The new Leg Warmers with zippers and better gripper-tape are awesome. They’re plenty warm, but on some of the cooler mornings and nights I wish they were made in the same fabric as the knee warmers. Just a bit heavier would offer more warmth.
– “Evil” Ryan Thomson
My leg warmers were amazing and stayed up perfectly. But mostly I wore the navy tights, they were the ‘jam’. They’re like a favorite sleeping bag, never too cold, never too hot. Lifesavers.
– Dan Langlois
Favorite product of the trip.
– Cole Manness
Sportwool is the primary material across all Rapha jerseys. The natural performance characteristics and feel of wool are substantial improvements of the all-synthetic fabrics found in most jerseys. We tested several different Sportwool blends for our Classic Jersey.

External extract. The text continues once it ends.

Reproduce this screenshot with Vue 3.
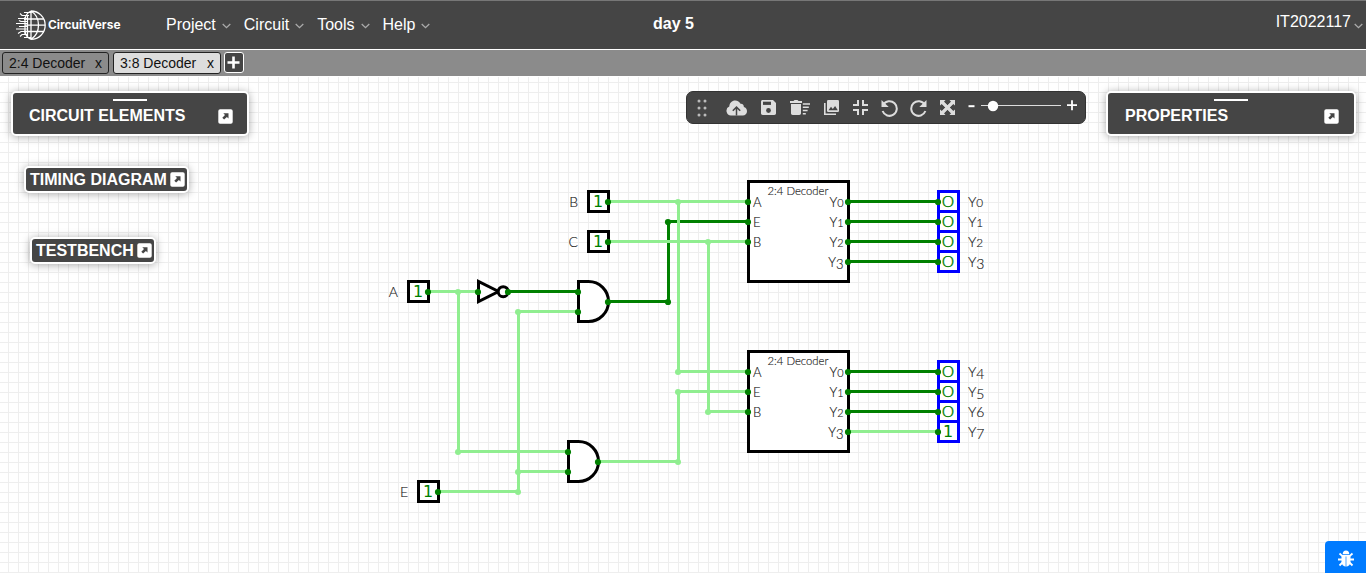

Halfway up Palomar on the last day, I remember looking over at Ben and right away I noticed the condensation on his back was starting to freeze over. He was literally icing up. I asked him if he was cold in just his Sportwool jersey and if he could feel the ice on his back. He just smiled and said “No”.
– Dan Langlois
I wore a merino base-layer, a Sportwool jersey and arm warmers almost exclusively the last half of the tour. I layered-up with my Stowaway here or there when the weather got really bad. Otherwise the combination of those three pieces was unbeatable in just about every condition.
– Hahn Rossman
Race Mitts & Gloves
With the Rapha Condor team’s need for a harder-working race glove, it inspired the designers to combine the beautiful leather palm and padding used in the Grand Tour Gloves with a synthetic, easy-on upper.
The race mitts are beautiful, the leather that wraps around the thumb can chafe a bit but otherwise they’re perfect. I like the fixed but elastic closure. Not having Velcro or snaps to deal with is nice.
– Dan Langlois
The newer version of the Criterium gloves started a bit tighter but broke-in much better and the seams and stitching are better quality, that glove just felt better. There’s a pretty noticable difference in the size between the pairs that I tested.